Even without gay marriage, Minnesota has 1,300 married gay couples

Categories: GLBT
theresa joni redfern-hall.jpg
Joni and Theresa Redfern-Hall got married in Iowa because they can't in Minnesota.
Next November, Minnesota will put on its most heterosexual clothing and head to the voting booths to finally vote down gay marriage in a state that already doesn't allow it.

But! Oh no! Gay Minnesotans have found a loophole that is already devastating the sanctity of blah blah blah: Just drive somewhere else, get gay married, and come back. Newly released data from the U.S. Census Bureau shows that 1,300 of Minnesota's same sex couples have gotten married in other states. That puts the state just behind the 1,373 gay married couples in Iowa, which actually allows it.

Theresa Redfern-Hall is one half of one of Minnesota's 1,300 same sex married couples. Redfern-Hall and her longtime partner took a bus ride with eight other couples to Iowa in 2009, shortly after gay marriages became legal there.

"It was a statement," Redfern-Hall said, "that this is not right, that we have to travel out of state. I do reget that we had to go to Iowa to do it."


The number of same sex couples boomed nationwide in the last decade, from about 358,000 in 2000 to more than 646,000 last year, according to U.S. News & World Report, which also reports that states where same sex marriage is legal have only slightly more same sex couples than states where it isn't.

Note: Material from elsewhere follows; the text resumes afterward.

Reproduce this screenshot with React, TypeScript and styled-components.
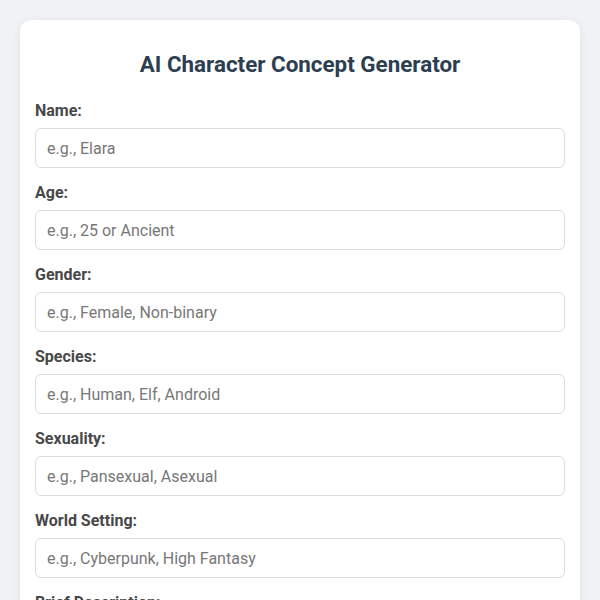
import styled, { createGlobalStyle } from "styled-components";

const GlobalStyle = createGlobalStyle`
  body {
    margin: 0;
    background: #f0f2f5;
    font-family: Roboto, "Noto Sans", Arial, sans-serif;
  }
  * {
    box-sizing: border-box;
  }
`;

const Page = styled.div`
  padding: 20px;
`;

const Card = styled.div`
  background: #fff;
  border-radius: 12px;
  box-shadow: 0 2px 10px rgba(0, 0, 0, 0.08);
  padding: 31px 15px 20px;
`;

const Title = styled.h2`
  margin: 0 0 25px;
  text-align: center;
  font-size: 22.4px;
  font-weight: 700;
  line-height: 26px;
  color: #2c3e50;
`;

const Field = styled.div`
  display: flex;
  flex-direction: column;
  margin-bottom: 16px;
`;

const Label = styled.label`
  font-size: 16px;
  font-weight: 700;
  line-height: 18px;
  color: #484848;
  margin-bottom: 8px;
`;

const Input = styled.input`
  width: 100%;
  height: 40px;
  padding: 10px 11px;
  font-family: inherit;
  font-size: 16px;
  color: #333;
  border: 1px solid #ddd;
  border-radius: 6px;
  outline: none;
  &::placeholder {
    color: #777;
  }
`;

const TextArea = styled.textarea`
  width: 100%;
  height: 100px;
  padding: 10px 11px;
  font-family: inherit;
  font-size: 16px;
  border: 1px solid #ddd;
  border-radius: 6px;
  resize: vertical;
  &::placeholder {
    color: #777;
  }
`;

const fields = [
  { label: "Name:", placeholder: "e.g., Elara" },
  { label: "Age:", placeholder: "e.g., 25 or Ancient" },
  { label: "Gender:", placeholder: "e.g., Female, Non-binary" },
  { label: "Species:", placeholder: "e.g., Human, Elf, Android" },
  { label: "Sexuality:", placeholder: "e.g., Pansexual, Asexual" },
  { label: "World Setting:", placeholder: "e.g., Cyberpunk, High Fantasy" },
];

const App = () => {
  return (
    <Page>
      <GlobalStyle />
      <Card>
        <Title>AI Character Concept Generator</Title>
        {fields.map((f) => (
          <Field key={f.label}>
            <Label>{f.label}</Label>
            <Input placeholder={f.placeholder} />
          </Field>
        ))}
        <Field>
          <Label>Brief Description:</Label>
          <TextArea placeholder="e.g., A rogue hacker with a hidden past" />
        </Field>
      </Card>
    </Page>
  );
};

export default App;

Redfern-Hall and her partner had already been together for decades before they took the plunge. She says they got married at the urging of their three children, who were 12, 11 and eight years old at the time.

"Our kids were the ones who said, 'you need to do this,'" Redfern-Hall said. "So we did it."

redfern-hall family.jpg
The Redfern-Halls got married at the urging of their three kids.
​The nine couples piled into a bus and rode to Des Moines. They all got married in a ceremony at a Unitarian church, then got back on the bus, turned around, and came home. Because their marriage wasn't recognized by Minnesota, Redfern-Hall and her wife, Joni, legally had their last names changed in Minnesota to reflect their union.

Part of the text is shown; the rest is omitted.